When it comes to experiencing the Big Island, nothing beats free. Pana’ewa Rainforest Zoo and Gardens is a unique, 12-acre zoo and botanical garden located just a few miles south of Hilo. The only tropical rainforest zoo in the United States, Pana’ewa offers visitors the opportunity to explore a lush and vibrant setting while encountering a variety of animals such as the endangered nene goose (Hawaii’s state bird), the colorful scarlet ibis, the regal Bengal tiger, and a variety of playful monkeys. In addition, the zoo features beautifully landscaped gardens that showcase a wide variety of tropical plants, including palms, orchids, and bromeliads.
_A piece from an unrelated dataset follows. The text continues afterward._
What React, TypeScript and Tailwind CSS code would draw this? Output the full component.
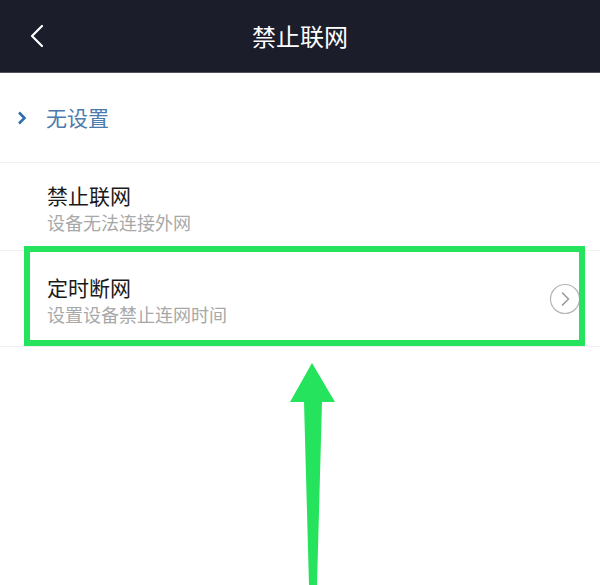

According to native Hawaiian legend, the Pu’uhonua o Honauau National Historic Park is where Hawaiians would seek refuge for breaking ancient laws (kapu) or to escape enemies. This park preserves and showcases the ancient Hawaiian culture, traditions, and way of life, offering visitors a glimpse into the rich history of the native people. Highlights of the park include the Great Wall, separating the royal grounds from the sanctuary; the Hale o Keawe temple, which once housed the bones of powerful chiefs; and the sacred fishponds and wooden images known as ki’i. In addition, ranger-lead tours are available, where you can witness cultural demonstrations of arts, crafts and customs.
Other budget-friendly attractions across the Big Island include the Kona Coffee Living History Farm, a one-of-a-kind immersive learning experience where you’ll travel back and witness first-hand how Hawaiian coffee farmers lived and worked, as well as the Mauna Kea Observatory on top of a dormant volcano that houses some of the most advanced telescopes in the world. Visitors can take stargazing tours through the visitor information station (VIS) to learn about the cosmos and the important work at the observatory.